La raison doit revenir.

La réalité doit s’imposer.

Le bon sens doit l’emporter.

Il est temps de savoir ce que ce «Peuple» veut. Si c’est «itnahaw ga3» qu’il veut, alors il faut dire qui est ce «ga3» et surtout…comment ?

L’Algérie a connu 43 gouvernements depuis 1962. Avec une moyenne de 30 ministres par gouvernement, cela fait environ 1300 ministres qui doivent rendre des comptes pour avoir géré ce pays en commandite et dont la gestion a abouti à la catastrophe que l’on connaît aujourd’hui.

Qui sont les walis, les chefs de daïra, les maires à emprisonner ?

Combien de directeurs généraux de banques, d’entreprises publiques et de la haute administration faut-il arrêter ?

Qui peut justifier aujourd’hui par ses salaires la construction de ces millions de bâtisses qui ont envahi le pays ? Combien de prêts bancaires on été accordés par un simple coup de fil ?
Tous et toutes, d’une façon ou d’une autre ont tété cette «maman Algérie» jusqu’au sang. Et pour cause : le pétrole coulait à flot. Le soutien des prix frôlait les 30 milliards de dollars par an. N’a-t-on pas parlé d’«œsophage» dans la récente histoire d’Algérie ? Cela dure depuis 57 ans.

N’est-il pas opportun de rappeler que ce «Peuple» a sommeillé pendant 57 ans ? Il s’est assoupi. Il a avalé toutes les couleuvres possibles et imaginables. Du coup d’Etat du clan d’Oujda en 1965 au changement de la Constitution voté à main levée par des larbins désignés et asservis. Par son silence, ce «Peuple» a été complice d’un troisième mandat, ensuite d’un quatrième mandat d’un zombie sans s’en inquiéter. Le peuple s’est réveillé : tant mieux.
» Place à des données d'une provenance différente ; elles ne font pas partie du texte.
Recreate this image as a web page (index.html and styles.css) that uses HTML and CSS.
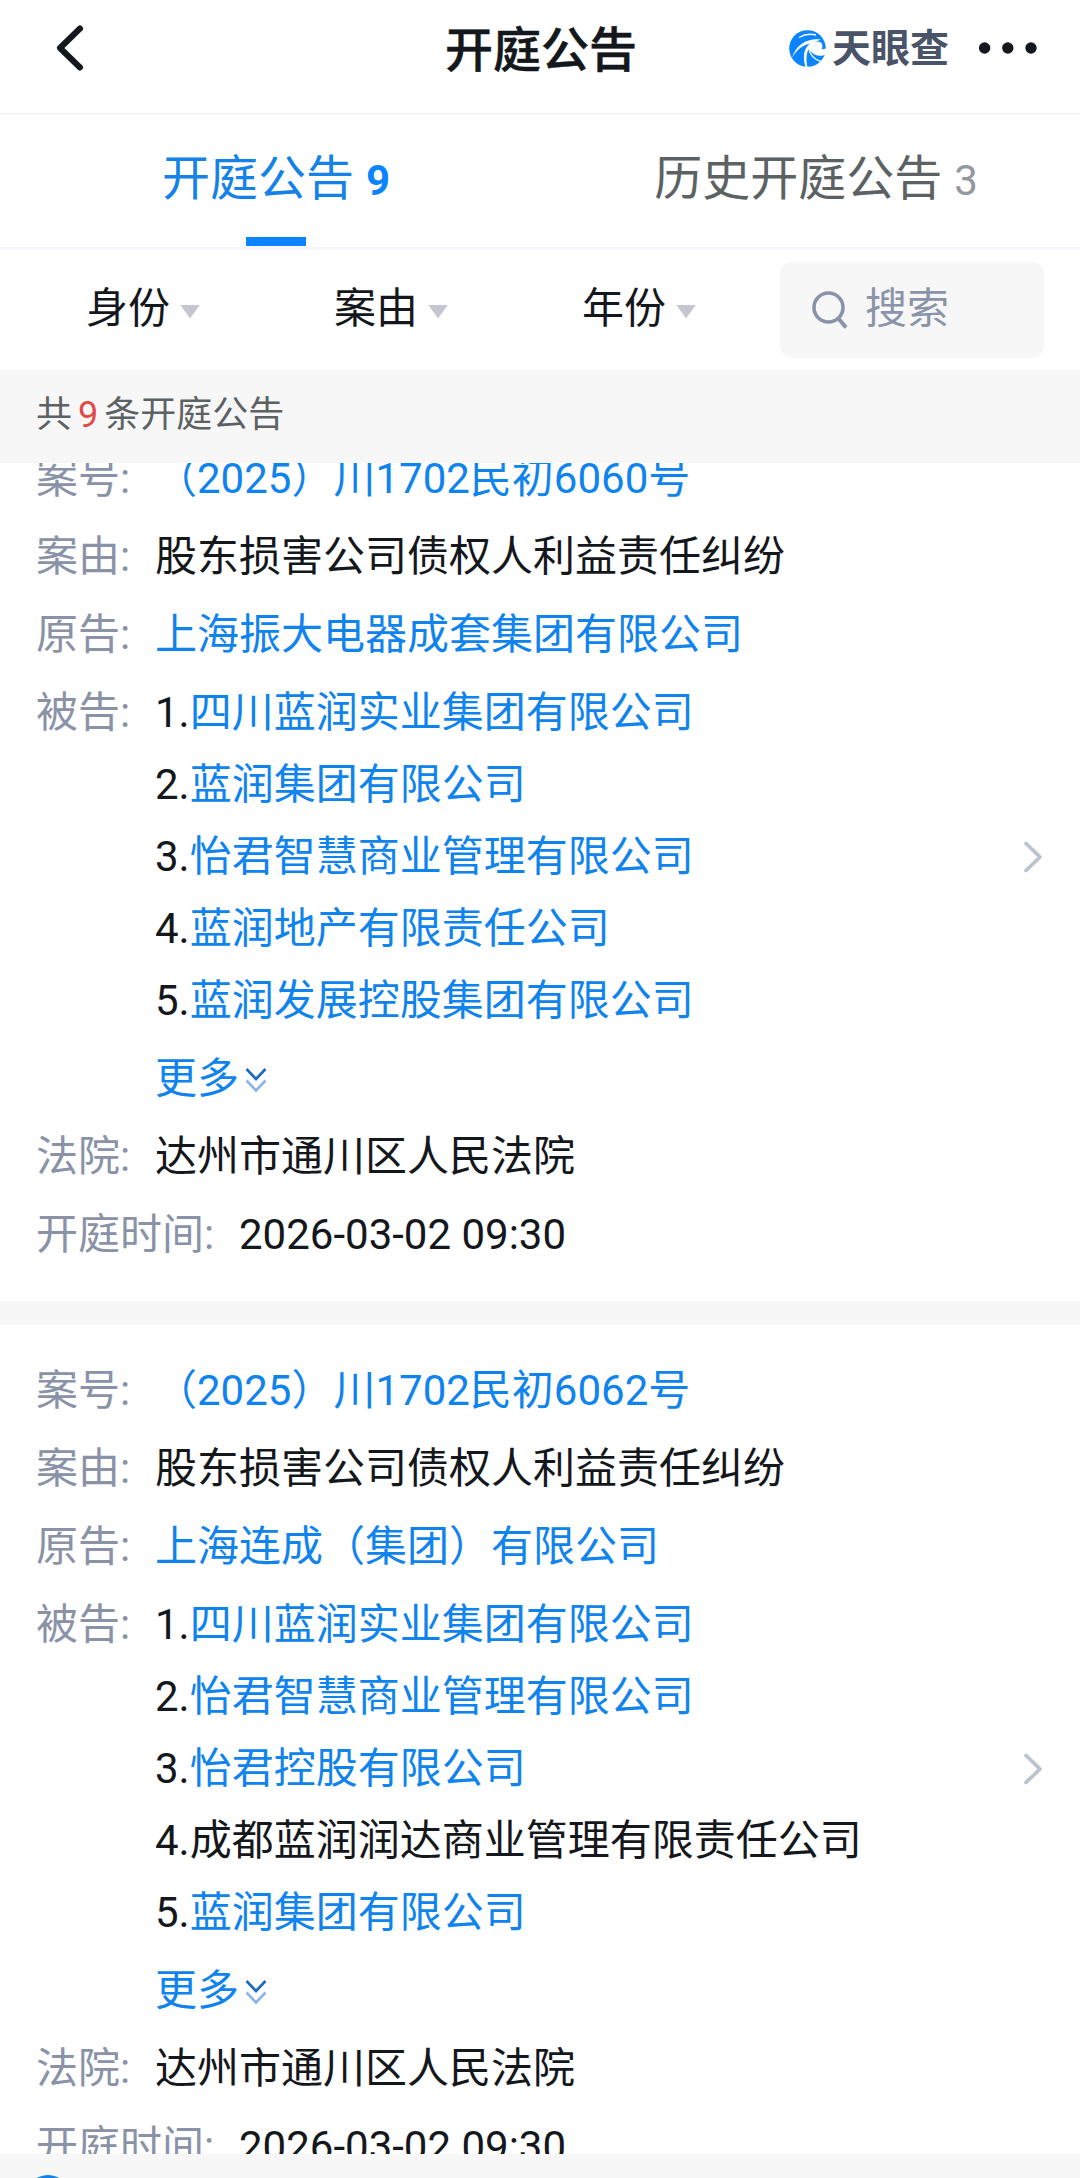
FILE: index.html
```html
<!DOCTYPE html>
<html lang="zh-CN">
<head>
<meta charset="utf-8">
<title>开庭公告</title>
<link rel="stylesheet" href="styles.css">
</head>
<body>
<div class="app">
  <header class="header">
    <svg class="back" width="36" height="48" viewBox="0 0 36 48"><path d="M27 4.500L7 24L27 43.500" fill="none" stroke="#14171b" stroke-width="6" stroke-linecap="round" stroke-linejoin="round"/></svg>
    <h1 class="title">开庭公告</h1>
    <div class="tools">
      <svg class="logo" width="37" height="37" viewBox="0 0 37 37">
        <circle cx="18.500" cy="18.500" r="18.300" fill="#0a84ff"/>
        <path d="M19.500 15C22 12 28 10.500 32 12.500C34 15 33.500 17.500 32.500 19.500L37.500 18.500V23.500C33 27.500 25 26.500 20.500 20C19.500 18.500 19 16.500 19.500 15Z" fill="#fff"/>
        <path d="M32 9.500C20 7.500 7 13.500 3 28C8 19 14.500 14.500 22 13.500Z" fill="#fff"/>
        <path d="M22 13C14.500 17.500 13.500 27 16.500 37L18.500 37C16.500 28 17.500 20 22 16Z" fill="#fff"/>
        <path d="M20 19C21 25 25.500 29.500 32 31.500M10 7.500C15 4.500 21 3.500 27 5" fill="none" stroke="#fff" stroke-width="1.400"/>
      </svg>
      <span class="brand">天眼查</span>
      <svg class="dots" width="60" height="14" viewBox="0 0 60 14" fill="#14171b"><circle cx="6.600" cy="7" r="5.700"/><circle cx="29.800" cy="7" r="5.700"/><circle cx="53" cy="7" r="5.700"/></svg>
    </div>
  </header>

  <nav class="tabs">
    <div class="tab active">开庭公告<b class="num">9</b></div>
    <div class="tab">历史开庭公告<span class="num">3</span></div>
  </nav>

  <div class="filters">
    <div class="filter">身份<i class="caret"></i></div>
    <div class="filter">案由<i class="caret"></i></div>
    <div class="filter">年份<i class="caret"></i></div>
    <div class="search">
      <svg width="38" height="40" viewBox="0 0 38 40" fill="none" stroke="#8a94a8" stroke-width="3.600"><circle cx="17.500" cy="17.500" r="14.500"/><path d="M27 28L35 37.500" stroke-width="4"/></svg>
      <span>搜索</span>
    </div>
  </div>

  <div class="summary">共<span class="count">9</span>条开庭公告</div>

  <main class="list">
    <article class="card">
      <div class="row"><span class="label">案号:</span><span class="value link">（2025）川1702民初6060号</span></div>
      <div class="row"><span class="label">案由:</span><span class="value">股东损害公司债权人利益责任纠纷</span></div>
      <div class="row"><span class="label">原告:</span><span class="value link">上海振大电器成套集团有限公司</span></div>
      <div class="row"><span class="label">被告:</span>
        <div class="value parties">
          <div>1.<span class="link">四川蓝润实业集团有限公司</span></div>
          <div>2.<span class="link">蓝润集团有限公司</span></div>
          <div>3.<span class="link">怡君智慧商业管理有限公司</span></div>
          <div>4.<span class="link">蓝润地产有限责任公司</span></div>
          <div>5.<span class="link">蓝润发展控股集团有限公司</span></div>
        </div>
      </div>
      <div class="row more"><span class="link">更多</span><svg width="22" height="26" viewBox="0 0 22 26" fill="none" stroke-width="2.600"><path d="M1.500 2L11 12L20.500 2" stroke="#1c69c2"/><path d="M1.500 13.500L11 23.500L20.500 13.500" stroke="#8fb6e6"/></svg></div>
      <div class="row"><span class="label">法院:</span><span class="value">达州市通川区人民法院</span></div>
      <div class="row"><span class="label wide">开庭时间:</span><span class="value">2026-03-02 09:30</span></div>
      <svg class="arrow" width="22" height="34" viewBox="0 0 22 34"><path d="M4 3.500L18 17L4 30.500" fill="none" stroke="#bcc2d0" stroke-width="3.800" stroke-linecap="round" stroke-linejoin="round"/></svg>
    </article>

    <article class="card">
      <div class="row"><span class="label">案号:</span><span class="value link">（2025）川1702民初6062号</span></div>
      <div class="row"><span class="label">案由:</span><span class="value">股东损害公司债权人利益责任纠纷</span></div>
      <div class="row"><span class="label">原告:</span><span class="value link">上海连成（集团）有限公司</span></div>
      <div class="row"><span class="label">被告:</span>
        <div class="value parties">
          <div>1.<span class="link">四川蓝润实业集团有限公司</span></div>
          <div>2.<span class="link">怡君智慧商业管理有限公司</span></div>
          <div>3.<span class="link">怡君控股有限公司</span></div>
          <div>4.成都蓝润润达商业管理有限责任公司</div>
          <div>5.<span class="link">蓝润集团有限公司</span></div>
        </div>
      </div>
      <div class="row more"><span class="link">更多</span><svg width="22" height="26" viewBox="0 0 22 26" fill="none" stroke-width="2.600"><path d="M1.500 2L11 12L20.500 2" stroke="#1c69c2"/><path d="M1.500 13.500L11 23.500L20.500 13.500" stroke="#8fb6e6"/></svg></div>
      <div class="row"><span class="label">法院:</span><span class="value">达州市通川区人民法院</span></div>
      <div class="row"><span class="label wide">开庭时间:</span><span class="value">2026-03-02 09:30</span></div>
      <svg class="arrow" width="22" height="34" viewBox="0 0 22 34"><path d="M4 3.500L18 17L4 30.500" fill="none" stroke="#bcc2d0" stroke-width="3.800" stroke-linecap="round" stroke-linejoin="round"/></svg>
    </article>
  </main>

  <footer class="footer"><div class="badge"></div></footer>
</div>
</body>
</html>
```

FILE: styles.css
```css
* {
  box-sizing: border-box;
}

body {
  margin: 0;
  background: #fff;
  color: #14171b;
  font-family: Roboto, "Noto Sans CJK SC", sans-serif;
  font-size: 42px;
  line-height: 60px;
  white-space: nowrap;
}

svg {
  display: block;
  flex: none;
}

.app {
  display: flex;
  flex-direction: column;
  width: 1080px;
  height: 2178px;
  overflow: hidden;
}

.header {
  flex: none;
  display: grid;
  grid-template-columns: 445px 192px 1fr;
  align-items: center;
  height: 114px;
  padding-bottom: 17px;
  border-bottom: 1px solid #f0f1f2;
}

.back {
  margin-left: 53px;
}

.title {
  margin: 0;
  padding-top: 5px;
  font-size: 48px;
  font-weight: 500;
  -webkit-text-stroke: 0.5px currentColor;
}

.tools {
  display: flex;
  align-items: center;
  padding-left: 152px;
}

.brand {
  width: 117px;
  margin-left: 6px;
  padding-top: 2px;
  color: #4a5468;
  font-size: 39px;
  font-weight: 700;
}

.dots {
  margin-left: 29px;
}

.tabs {
  flex: none;
  display: grid;
  grid-template-columns: 552px 528px;
  height: 136px;
  border-bottom: 3px solid #f4f6f9;
}

.tab {
  display: flex;
  justify-content: center;
  align-items: center;
  height: 133px;
  padding-bottom: 4px;
  color: #5c6264;
  font-size: 48px;
}

.tab .num {
  margin-left: 12px;
  padding-top: 4px;
  color: #94989e;
  font-size: 42px;
}

.tab.active {
  color: #1482e8;
  background: linear-gradient(#0a84ff, #0a84ff) center bottom 1px / 60px 9px no-repeat;
}

.tab.active .num {
  color: #0a84ff;
}

.filters {
  flex: none;
  display: flex;
  align-items: center;
  height: 120px;
  padding: 0 36px 0 86px;
}

.filter {
  display: flex;
  align-items: center;
  width: 248px;
  padding-bottom: 3px;
}

.filter:nth-child(3) {
  width: 198px;
}

.caret {
  width: 20px;
  height: 14px;
  margin: 6px 0 0 10px;
  background: #c5c6d0;
  clip-path: polygon(0 0, 100% 0, 50% 100%);
}

.search {
  display: flex;
  align-items: center;
  flex: 1;
  height: 96px;
  padding-left: 31px;
  gap: 16px;
  border-radius: 12px;
  background: #f7f7f8;
  color: #8a94a8;
}

.search span {
  padding-bottom: 3px;
}

.summary {
  flex: none;
  height: 93px;
  padding-left: 36px;
  background: #f7f7f8;
  color: #5c6264;
  font-size: 36px;
  line-height: 90px;
}

.count {
  margin: 0 6px;
  color: #e24a48;
}

.list {
  flex: 1;
  min-height: 0;
  display: flex;
  flex-direction: column;
  justify-content: flex-end;
  gap: 24px;
  overflow: hidden;
  background: #f7f7f8;
}

.card {
  position: relative;
  flex: none;
  display: flex;
  flex-direction: column;
  gap: 18px;
  height: 888px;
  padding: 36px 36px 0;
  background: #fff;
}

.card:last-child {
  margin-bottom: -59px;
}

.row {
  display: flex;
}

.label {
  width: 119px;
  color: #8a92a8;
}

.label.wide {
  width: 203px;
}

.link {
  color: #0f83ee;
}

.parties {
  display: flex;
  flex-direction: column;
  gap: 12px;
}

.more {
  align-items: center;
  padding-left: 119px;
  gap: 6px;
}

.more svg {
  margin-top: 2px;
}

.arrow {
  position: absolute;
  top: 427px;
  right: 36px;
}

.footer {
  flex: none;
  height: 24px;
  padding: 21px 0 0 26px;
  overflow: hidden;
  background: #f7f7f8;
}

.badge {
  width: 44px;
  height: 44px;
  border-radius: 50%;
  background: #1080f0;
}
```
Mais ce réveil ne donne pas un chèque en blanc pour détruire ce pays au prétexte de l’absurde «itnahaw ga3».

Si l’on désigne par «ga3» ceux qui ont participé à la gestion du pays durant l’ère de fakhamatouhou (son nom m’est imprononçable aujourd’hui, insupportable il le sera demain… il le sera ilal abad), toutes les prisons d’Algérie ne suffiraient pas. D’autant plus que les innombrables arrestations actuelles ne se justifient que par ce que quelques juges se fournissent en «tout-venant» que sont certains fonctionnaires et responsables de second rang, seconds couteaux (notamment des directeurs centraux) pour crédibiliser leur zèle et démontrer (subitement) leur «amour» de la justice en ne faisant aucune distinction entre ceux qui ont dépecé ce pays et ceux qui ont été de simples scribes (il serait temps aussi de regarder l’enrichissement sans cause de cette partie de la nomenklatura judiciaire, douanières, etc.).